§ TASK DIRECTIONS
In the entries below, find the line containing "Give me the" and the line containing "const ROWS = 13;". Copy those two lines and everything between them exactly, without the pictures.

§ SUPPLIED INFORMATION
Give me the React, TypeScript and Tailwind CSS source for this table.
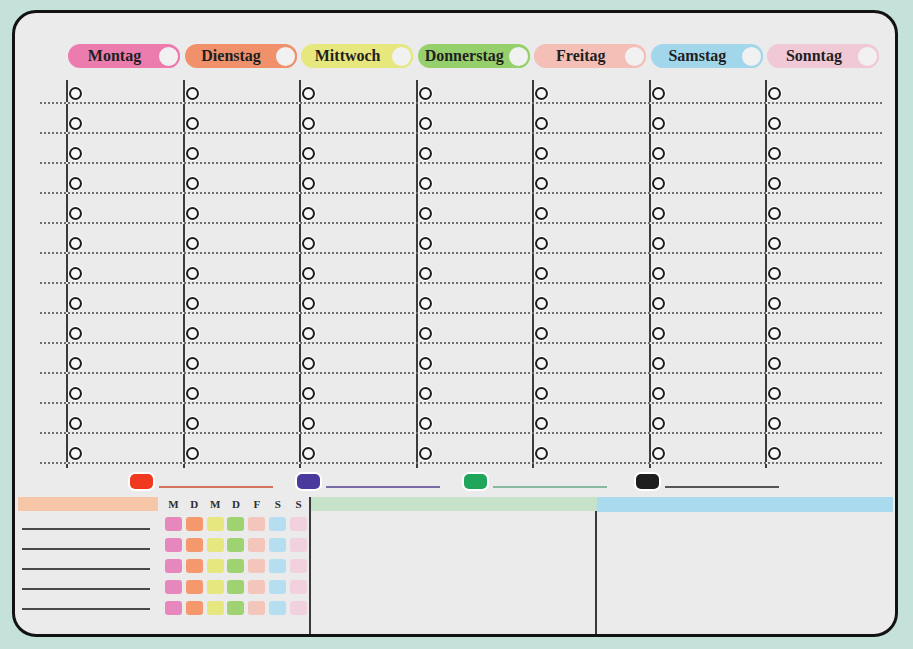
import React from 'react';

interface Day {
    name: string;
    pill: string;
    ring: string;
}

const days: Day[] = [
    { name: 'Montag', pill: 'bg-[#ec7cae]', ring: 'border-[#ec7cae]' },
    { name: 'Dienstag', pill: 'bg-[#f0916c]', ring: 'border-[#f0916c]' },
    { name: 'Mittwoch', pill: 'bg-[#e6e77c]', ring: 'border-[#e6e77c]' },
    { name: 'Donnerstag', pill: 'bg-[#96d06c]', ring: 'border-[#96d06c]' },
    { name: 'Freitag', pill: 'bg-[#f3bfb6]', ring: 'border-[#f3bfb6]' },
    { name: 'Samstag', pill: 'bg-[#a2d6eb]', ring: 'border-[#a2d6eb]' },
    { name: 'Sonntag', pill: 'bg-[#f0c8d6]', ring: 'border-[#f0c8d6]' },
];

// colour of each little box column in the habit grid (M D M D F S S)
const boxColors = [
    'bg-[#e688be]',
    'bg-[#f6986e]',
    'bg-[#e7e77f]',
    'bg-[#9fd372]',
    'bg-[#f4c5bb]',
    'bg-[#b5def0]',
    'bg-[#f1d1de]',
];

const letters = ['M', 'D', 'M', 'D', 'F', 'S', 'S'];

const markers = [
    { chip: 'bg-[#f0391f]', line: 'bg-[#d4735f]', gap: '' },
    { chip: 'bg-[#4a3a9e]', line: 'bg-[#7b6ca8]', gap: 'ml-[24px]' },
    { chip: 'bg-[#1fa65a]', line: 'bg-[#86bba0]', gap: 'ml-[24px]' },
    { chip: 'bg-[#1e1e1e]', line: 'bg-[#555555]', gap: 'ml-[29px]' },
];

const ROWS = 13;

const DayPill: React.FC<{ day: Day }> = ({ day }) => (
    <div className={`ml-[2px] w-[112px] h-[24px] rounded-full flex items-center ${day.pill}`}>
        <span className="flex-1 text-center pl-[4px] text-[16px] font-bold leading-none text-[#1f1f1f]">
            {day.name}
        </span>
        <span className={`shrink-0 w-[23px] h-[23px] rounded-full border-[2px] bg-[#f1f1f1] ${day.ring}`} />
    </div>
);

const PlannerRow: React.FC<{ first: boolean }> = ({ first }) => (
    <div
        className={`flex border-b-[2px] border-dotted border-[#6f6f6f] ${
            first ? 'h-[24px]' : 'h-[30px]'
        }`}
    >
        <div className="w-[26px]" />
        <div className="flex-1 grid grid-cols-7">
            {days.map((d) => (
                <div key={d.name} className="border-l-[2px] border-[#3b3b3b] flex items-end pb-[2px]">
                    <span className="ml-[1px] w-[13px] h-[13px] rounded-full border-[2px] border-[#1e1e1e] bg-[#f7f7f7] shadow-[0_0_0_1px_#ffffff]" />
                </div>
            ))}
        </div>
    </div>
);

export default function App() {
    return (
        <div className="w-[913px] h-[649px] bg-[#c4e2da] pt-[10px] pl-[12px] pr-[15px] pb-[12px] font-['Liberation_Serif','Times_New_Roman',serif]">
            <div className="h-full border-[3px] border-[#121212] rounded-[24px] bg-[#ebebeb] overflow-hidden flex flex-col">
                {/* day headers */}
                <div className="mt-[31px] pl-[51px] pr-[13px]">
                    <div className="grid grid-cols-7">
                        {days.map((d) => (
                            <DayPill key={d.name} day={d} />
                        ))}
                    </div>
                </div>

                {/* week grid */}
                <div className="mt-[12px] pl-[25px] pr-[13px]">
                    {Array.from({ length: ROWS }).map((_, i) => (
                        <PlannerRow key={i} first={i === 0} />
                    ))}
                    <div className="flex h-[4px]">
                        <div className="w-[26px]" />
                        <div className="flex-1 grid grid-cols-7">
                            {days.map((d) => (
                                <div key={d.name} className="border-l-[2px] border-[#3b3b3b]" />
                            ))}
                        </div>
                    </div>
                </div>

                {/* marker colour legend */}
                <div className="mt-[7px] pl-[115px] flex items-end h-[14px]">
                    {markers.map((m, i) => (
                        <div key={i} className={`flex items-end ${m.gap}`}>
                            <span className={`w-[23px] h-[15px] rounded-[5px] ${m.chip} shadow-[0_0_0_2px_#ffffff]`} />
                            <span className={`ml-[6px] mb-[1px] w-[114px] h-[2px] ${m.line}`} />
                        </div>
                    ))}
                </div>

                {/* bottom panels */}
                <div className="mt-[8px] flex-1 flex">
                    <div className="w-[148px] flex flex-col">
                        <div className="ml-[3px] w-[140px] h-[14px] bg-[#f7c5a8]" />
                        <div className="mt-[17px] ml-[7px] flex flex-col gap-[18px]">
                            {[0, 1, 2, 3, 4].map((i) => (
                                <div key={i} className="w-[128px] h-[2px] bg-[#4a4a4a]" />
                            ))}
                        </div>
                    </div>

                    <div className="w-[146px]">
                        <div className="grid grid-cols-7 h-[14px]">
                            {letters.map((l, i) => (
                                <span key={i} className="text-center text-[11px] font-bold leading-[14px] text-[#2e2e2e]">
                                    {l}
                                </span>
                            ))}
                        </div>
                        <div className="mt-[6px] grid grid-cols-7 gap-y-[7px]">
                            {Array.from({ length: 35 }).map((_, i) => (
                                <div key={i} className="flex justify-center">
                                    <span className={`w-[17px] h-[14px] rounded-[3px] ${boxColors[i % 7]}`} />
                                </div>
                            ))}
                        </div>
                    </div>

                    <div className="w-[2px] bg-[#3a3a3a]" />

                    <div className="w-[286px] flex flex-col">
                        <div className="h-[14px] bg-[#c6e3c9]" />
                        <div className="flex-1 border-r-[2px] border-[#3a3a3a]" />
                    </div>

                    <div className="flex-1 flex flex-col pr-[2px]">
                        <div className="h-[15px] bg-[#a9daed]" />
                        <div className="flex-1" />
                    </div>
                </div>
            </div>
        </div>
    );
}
==
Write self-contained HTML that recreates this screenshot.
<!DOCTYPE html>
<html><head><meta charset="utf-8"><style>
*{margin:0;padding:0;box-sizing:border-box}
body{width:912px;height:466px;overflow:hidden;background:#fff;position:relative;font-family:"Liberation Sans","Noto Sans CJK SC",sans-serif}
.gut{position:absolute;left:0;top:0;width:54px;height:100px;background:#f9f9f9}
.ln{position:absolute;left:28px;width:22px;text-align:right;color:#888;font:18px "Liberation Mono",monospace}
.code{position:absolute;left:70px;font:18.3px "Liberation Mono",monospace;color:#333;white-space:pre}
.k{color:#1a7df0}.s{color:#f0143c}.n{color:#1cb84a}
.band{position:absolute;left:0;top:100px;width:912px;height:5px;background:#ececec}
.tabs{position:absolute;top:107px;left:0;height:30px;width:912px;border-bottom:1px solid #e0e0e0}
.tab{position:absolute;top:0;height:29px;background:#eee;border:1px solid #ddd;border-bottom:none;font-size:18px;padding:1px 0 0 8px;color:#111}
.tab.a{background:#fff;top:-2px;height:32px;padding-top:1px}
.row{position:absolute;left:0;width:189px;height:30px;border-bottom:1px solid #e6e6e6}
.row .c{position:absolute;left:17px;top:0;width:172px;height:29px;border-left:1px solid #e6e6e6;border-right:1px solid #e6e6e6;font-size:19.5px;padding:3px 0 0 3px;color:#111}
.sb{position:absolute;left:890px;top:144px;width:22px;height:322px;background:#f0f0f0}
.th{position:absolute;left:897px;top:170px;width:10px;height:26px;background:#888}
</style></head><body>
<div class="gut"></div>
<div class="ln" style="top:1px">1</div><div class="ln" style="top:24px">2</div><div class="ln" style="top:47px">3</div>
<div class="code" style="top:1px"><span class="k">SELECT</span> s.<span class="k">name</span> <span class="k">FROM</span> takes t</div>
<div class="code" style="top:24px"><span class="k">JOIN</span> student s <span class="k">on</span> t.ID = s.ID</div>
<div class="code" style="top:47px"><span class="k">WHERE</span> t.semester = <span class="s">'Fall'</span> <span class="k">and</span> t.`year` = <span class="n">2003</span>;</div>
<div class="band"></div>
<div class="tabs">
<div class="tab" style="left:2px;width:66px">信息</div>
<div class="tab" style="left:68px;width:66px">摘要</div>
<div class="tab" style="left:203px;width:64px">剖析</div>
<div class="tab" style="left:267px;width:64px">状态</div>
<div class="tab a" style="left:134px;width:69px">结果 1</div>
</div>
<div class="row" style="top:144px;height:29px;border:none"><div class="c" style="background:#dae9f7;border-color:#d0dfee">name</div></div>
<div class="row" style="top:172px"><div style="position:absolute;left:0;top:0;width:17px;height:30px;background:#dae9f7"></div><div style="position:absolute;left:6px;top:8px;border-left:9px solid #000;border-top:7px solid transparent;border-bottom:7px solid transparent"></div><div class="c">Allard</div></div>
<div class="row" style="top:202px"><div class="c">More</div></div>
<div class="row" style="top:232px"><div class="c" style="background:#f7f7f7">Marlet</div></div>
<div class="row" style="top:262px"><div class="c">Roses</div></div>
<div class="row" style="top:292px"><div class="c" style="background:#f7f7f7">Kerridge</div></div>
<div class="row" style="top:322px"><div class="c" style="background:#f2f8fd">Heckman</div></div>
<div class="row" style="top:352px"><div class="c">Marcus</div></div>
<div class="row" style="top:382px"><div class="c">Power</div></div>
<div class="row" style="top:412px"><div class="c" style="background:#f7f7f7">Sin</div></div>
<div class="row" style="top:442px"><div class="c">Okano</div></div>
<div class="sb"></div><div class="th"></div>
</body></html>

§ CORRECT OUTPUT
Give me the React, TypeScript and Tailwind CSS source for this table.
import React from 'react';

interface Day {
    name: string;
    pill: string;
    ring: string;
}

const days: Day[] = [
    { name: 'Montag', pill: 'bg-[#ec7cae]', ring: 'border-[#ec7cae]' },
    { name: 'Dienstag', pill: 'bg-[#f0916c]', ring: 'border-[#f0916c]' },
    { name: 'Mittwoch', pill: 'bg-[#e6e77c]', ring: 'border-[#e6e77c]' },
    { name: 'Donnerstag', pill: 'bg-[#96d06c]', ring: 'border-[#96d06c]' },
    { name: 'Freitag', pill: 'bg-[#f3bfb6]', ring: 'border-[#f3bfb6]' },
    { name: 'Samstag', pill: 'bg-[#a2d6eb]', ring: 'border-[#a2d6eb]' },
    { name: 'Sonntag', pill: 'bg-[#f0c8d6]', ring: 'border-[#f0c8d6]' },
];

// colour of each little box column in the habit grid (M D M D F S S)
const boxColors = [
    'bg-[#e688be]',
    'bg-[#f6986e]',
    'bg-[#e7e77f]',
    'bg-[#9fd372]',
    'bg-[#f4c5bb]',
    'bg-[#b5def0]',
    'bg-[#f1d1de]',
];

const letters = ['M', 'D', 'M', 'D', 'F', 'S', 'S'];

const markers = [
    { chip: 'bg-[#f0391f]', line: 'bg-[#d4735f]', gap: '' },
    { chip: 'bg-[#4a3a9e]', line: 'bg-[#7b6ca8]', gap: 'ml-[24px]' },
    { chip: 'bg-[#1fa65a]', line: 'bg-[#86bba0]', gap: 'ml-[24px]' },
    { chip: 'bg-[#1e1e1e]', line: 'bg-[#555555]', gap: 'ml-[29px]' },
];

const ROWS = 13;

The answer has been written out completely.